WHAT IS BEING ASKED:
Quote the data exactly, first line to the line containing "import React from 'react';", with no pictures.

-------- DATA FOR THIS EXERCISE --------

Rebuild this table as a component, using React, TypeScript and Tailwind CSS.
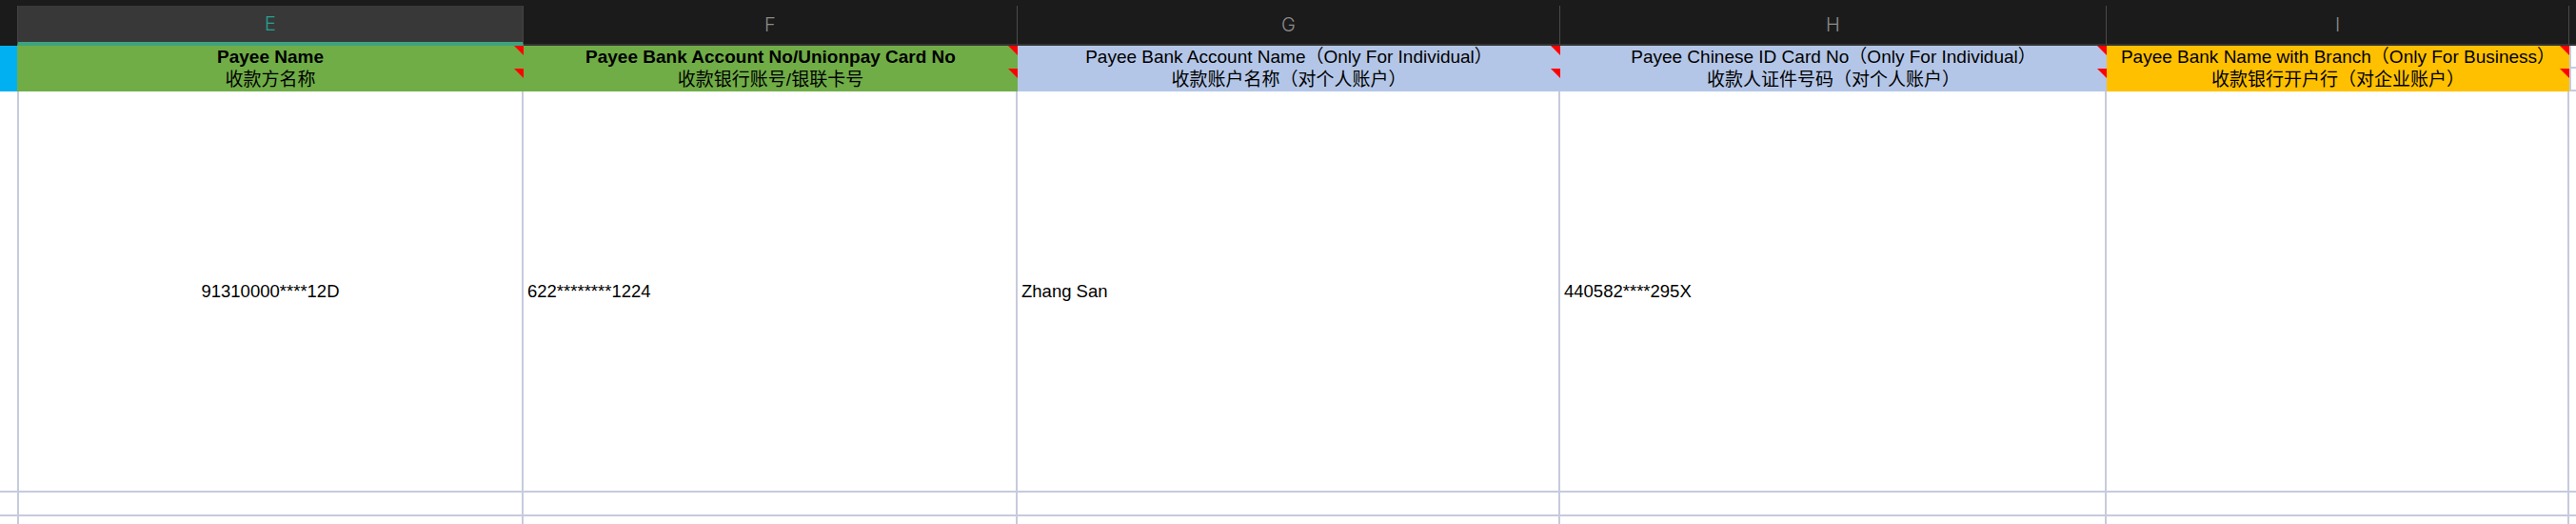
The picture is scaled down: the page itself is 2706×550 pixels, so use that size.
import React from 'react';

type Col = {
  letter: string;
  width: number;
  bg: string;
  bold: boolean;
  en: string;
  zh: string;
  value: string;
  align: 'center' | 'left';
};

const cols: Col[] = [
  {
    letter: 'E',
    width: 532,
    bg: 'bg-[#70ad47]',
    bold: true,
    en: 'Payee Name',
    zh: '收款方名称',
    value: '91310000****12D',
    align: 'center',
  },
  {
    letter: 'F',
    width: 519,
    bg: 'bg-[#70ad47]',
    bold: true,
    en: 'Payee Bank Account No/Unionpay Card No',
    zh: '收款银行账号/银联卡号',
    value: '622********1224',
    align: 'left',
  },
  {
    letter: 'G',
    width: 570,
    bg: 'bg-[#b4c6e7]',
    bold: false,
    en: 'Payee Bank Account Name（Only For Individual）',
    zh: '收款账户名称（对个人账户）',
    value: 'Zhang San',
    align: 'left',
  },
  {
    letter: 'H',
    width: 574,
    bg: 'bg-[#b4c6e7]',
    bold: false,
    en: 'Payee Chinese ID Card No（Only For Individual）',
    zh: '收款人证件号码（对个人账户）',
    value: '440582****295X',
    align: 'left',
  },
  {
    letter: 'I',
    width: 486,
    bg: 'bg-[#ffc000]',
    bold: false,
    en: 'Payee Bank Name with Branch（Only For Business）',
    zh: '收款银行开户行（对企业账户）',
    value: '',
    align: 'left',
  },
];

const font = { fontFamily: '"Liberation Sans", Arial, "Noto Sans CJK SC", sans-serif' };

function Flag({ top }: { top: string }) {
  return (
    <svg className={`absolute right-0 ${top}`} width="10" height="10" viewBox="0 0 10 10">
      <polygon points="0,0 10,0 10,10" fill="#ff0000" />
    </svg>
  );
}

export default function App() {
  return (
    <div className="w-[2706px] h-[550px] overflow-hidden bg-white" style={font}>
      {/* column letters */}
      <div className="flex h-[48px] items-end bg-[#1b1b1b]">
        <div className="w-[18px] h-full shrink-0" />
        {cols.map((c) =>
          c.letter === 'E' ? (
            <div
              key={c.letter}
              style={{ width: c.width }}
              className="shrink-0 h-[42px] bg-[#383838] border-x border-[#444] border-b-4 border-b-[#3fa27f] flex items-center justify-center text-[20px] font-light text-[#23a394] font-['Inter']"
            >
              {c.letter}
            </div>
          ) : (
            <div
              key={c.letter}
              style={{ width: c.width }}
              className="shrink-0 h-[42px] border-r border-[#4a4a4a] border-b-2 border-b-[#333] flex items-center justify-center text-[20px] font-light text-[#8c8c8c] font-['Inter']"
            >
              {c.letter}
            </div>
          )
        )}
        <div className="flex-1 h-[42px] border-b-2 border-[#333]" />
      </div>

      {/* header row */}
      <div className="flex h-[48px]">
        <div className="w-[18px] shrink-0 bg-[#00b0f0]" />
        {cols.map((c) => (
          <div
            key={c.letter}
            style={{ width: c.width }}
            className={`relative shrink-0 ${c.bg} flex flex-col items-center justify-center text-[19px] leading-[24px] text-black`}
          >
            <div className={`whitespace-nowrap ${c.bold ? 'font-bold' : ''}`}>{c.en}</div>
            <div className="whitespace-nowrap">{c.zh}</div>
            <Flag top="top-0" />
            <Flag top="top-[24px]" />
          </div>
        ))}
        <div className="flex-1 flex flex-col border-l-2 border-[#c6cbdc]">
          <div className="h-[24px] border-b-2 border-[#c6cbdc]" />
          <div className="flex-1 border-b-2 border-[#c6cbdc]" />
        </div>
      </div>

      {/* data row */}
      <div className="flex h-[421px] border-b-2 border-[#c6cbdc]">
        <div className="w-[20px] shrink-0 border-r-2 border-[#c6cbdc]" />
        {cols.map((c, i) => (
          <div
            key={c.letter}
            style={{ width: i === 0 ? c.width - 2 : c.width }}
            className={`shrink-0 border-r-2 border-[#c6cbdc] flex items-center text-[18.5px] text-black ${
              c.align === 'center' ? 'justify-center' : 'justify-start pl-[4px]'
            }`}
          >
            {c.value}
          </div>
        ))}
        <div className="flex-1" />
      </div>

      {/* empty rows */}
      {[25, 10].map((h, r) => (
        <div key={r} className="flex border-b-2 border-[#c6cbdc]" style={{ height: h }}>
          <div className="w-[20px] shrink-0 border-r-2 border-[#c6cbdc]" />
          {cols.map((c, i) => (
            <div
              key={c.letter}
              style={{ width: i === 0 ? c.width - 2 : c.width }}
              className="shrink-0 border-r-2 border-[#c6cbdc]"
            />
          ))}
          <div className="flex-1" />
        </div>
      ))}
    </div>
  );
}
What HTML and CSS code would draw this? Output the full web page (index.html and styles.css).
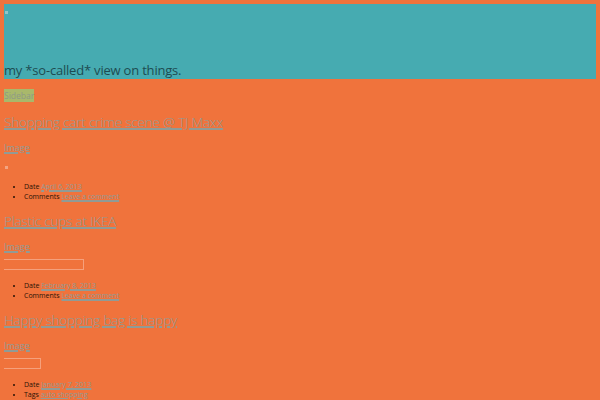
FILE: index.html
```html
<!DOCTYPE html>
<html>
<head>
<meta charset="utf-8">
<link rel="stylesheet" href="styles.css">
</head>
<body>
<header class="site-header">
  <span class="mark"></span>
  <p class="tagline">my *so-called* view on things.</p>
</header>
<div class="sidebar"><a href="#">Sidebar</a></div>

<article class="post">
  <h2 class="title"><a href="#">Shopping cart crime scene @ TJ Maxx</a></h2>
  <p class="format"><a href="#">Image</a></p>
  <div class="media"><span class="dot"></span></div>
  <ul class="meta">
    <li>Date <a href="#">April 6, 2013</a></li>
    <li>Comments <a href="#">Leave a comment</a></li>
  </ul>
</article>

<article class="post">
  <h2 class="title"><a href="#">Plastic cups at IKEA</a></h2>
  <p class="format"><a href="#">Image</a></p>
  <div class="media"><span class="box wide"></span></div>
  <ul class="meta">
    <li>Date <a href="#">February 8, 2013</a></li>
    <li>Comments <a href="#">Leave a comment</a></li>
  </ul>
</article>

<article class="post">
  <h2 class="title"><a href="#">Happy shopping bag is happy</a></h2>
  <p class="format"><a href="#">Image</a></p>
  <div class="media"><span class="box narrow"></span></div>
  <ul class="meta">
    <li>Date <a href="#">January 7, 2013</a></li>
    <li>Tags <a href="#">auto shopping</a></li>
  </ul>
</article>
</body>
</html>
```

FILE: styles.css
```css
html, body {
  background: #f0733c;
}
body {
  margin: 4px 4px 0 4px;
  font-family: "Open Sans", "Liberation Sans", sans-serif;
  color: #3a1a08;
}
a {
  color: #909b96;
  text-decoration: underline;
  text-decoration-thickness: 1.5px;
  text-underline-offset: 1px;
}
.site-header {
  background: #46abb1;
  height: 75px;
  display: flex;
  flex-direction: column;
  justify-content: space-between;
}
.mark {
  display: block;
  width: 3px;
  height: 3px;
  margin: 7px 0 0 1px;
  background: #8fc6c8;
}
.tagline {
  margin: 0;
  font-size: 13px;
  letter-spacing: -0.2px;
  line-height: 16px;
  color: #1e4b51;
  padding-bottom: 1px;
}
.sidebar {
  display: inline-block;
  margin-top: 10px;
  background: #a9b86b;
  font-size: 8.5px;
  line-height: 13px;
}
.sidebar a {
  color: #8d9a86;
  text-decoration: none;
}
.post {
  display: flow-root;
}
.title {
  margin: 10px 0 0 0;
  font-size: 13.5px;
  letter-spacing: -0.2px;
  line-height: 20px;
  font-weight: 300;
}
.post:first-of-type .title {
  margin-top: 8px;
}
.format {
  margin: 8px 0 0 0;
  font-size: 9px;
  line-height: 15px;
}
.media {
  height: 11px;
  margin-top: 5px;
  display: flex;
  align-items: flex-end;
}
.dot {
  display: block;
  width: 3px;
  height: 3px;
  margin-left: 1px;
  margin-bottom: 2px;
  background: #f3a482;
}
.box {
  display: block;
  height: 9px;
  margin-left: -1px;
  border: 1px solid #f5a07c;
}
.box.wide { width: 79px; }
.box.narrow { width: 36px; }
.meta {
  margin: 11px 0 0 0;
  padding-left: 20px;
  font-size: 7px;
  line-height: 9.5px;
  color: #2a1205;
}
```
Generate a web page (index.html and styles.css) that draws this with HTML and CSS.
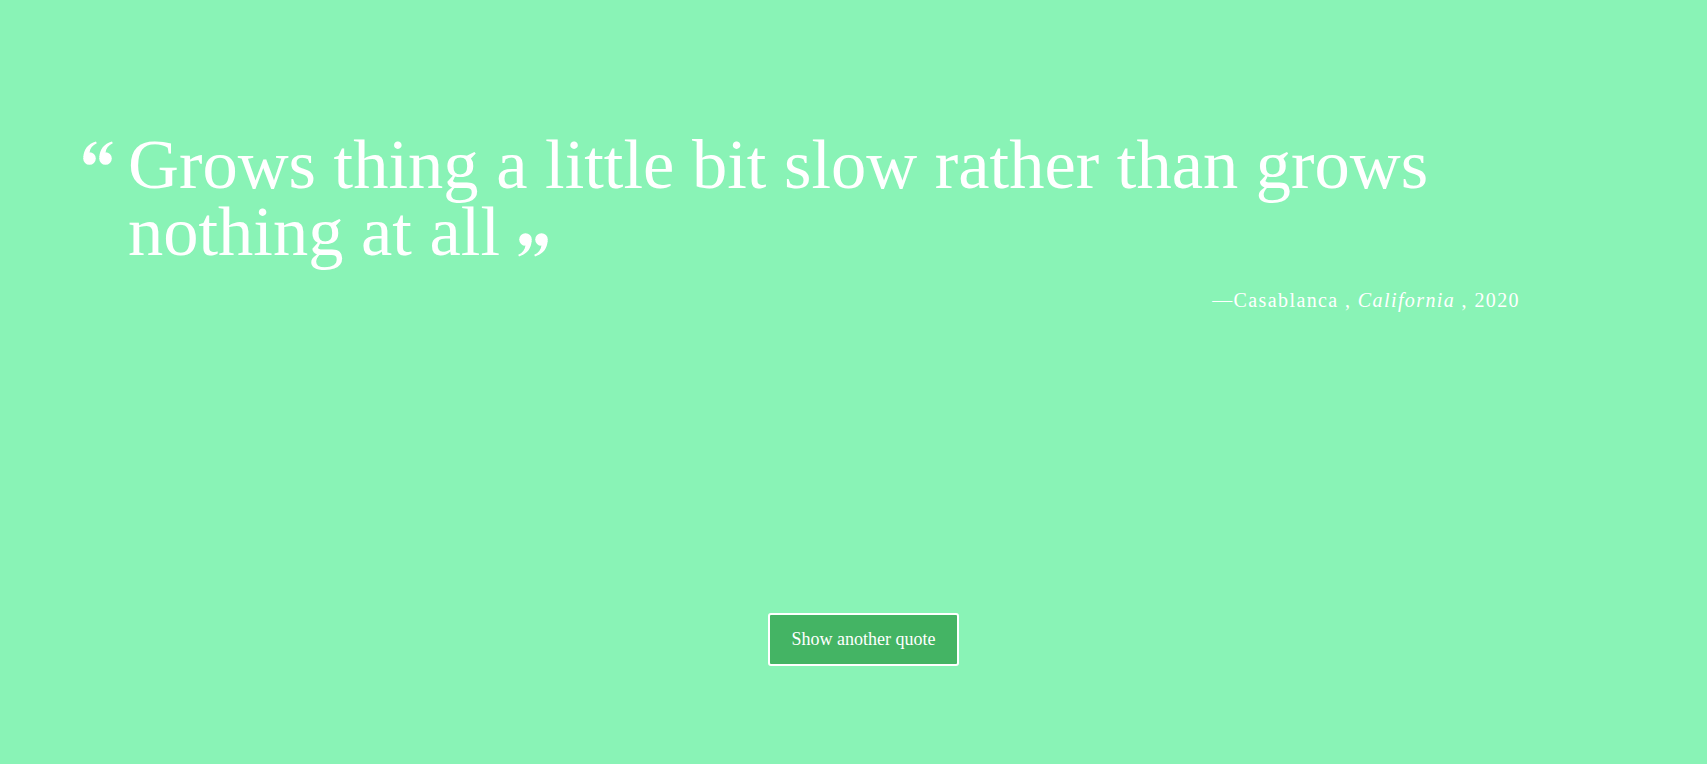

--------

RESULT OF THIS TASK:
Rebuild this table as a component, using React, TypeScript and Tailwind CSS.
The picture is scaled down: the page itself is 2706×550 pixels, so use that size.
import React from 'react';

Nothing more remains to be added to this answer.